Though a lot of paintings are low key, the use of light adds drama and interest to the overall compositions. Quite frequently frames are also used to highlight the focal points.
(The Philosopher in Meditation. See the spiraling staircase and how effectively the staircase and the darkness around the window frames the philosopher. To balance the image there is another person on the right.)
Rembrandt was not a street photographer, but if one looks at his paintings of biblical stories or mythological happenings, there are a lot of things to be learnt even as a street photographer.
His paintings show the scene which in reality might well have been at the peak of its dynamic power. The decisive moment! Each and every individual in the paintings has something specific on the face and the overall scene seems to be a final culmination of emotions of what would have built up just prior to that scene.
(The Night Watch or The Militia Company of Captain Frans Banning Cocq – The overall scene is full of emotions. The people seem to be at the maximum level of their activity. Notice the use of light to show the lady also, just behind the soldier on the left.)
(The Abduction of Europa – Another great example of the height of emotions that has been captured in this painting. Once again notice the sky with clouds, directional light and expressions on the faces)

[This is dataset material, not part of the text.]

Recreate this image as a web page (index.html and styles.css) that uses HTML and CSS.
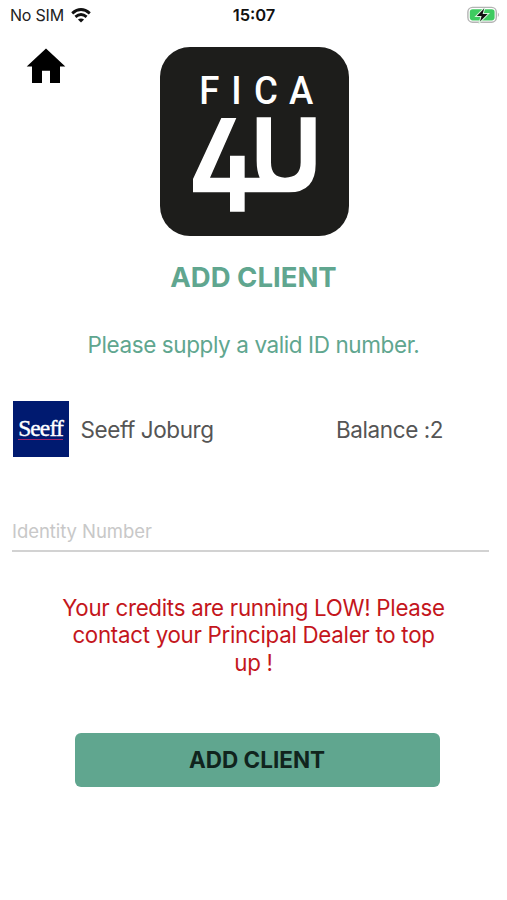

For those of you who can’t visit the museums for whatever reason, I recommend buying a good quality replicas or at least coffee-table book of his works and try to study each and every of his paintings. The replicas or posters are better since they have the painting shown in almost the same size as the original work. Coffee tables books are fine as a guide. This short article of mine is just to arouse a curiosity in the reader. Don’t be content just by looking at these photographs of his paintings.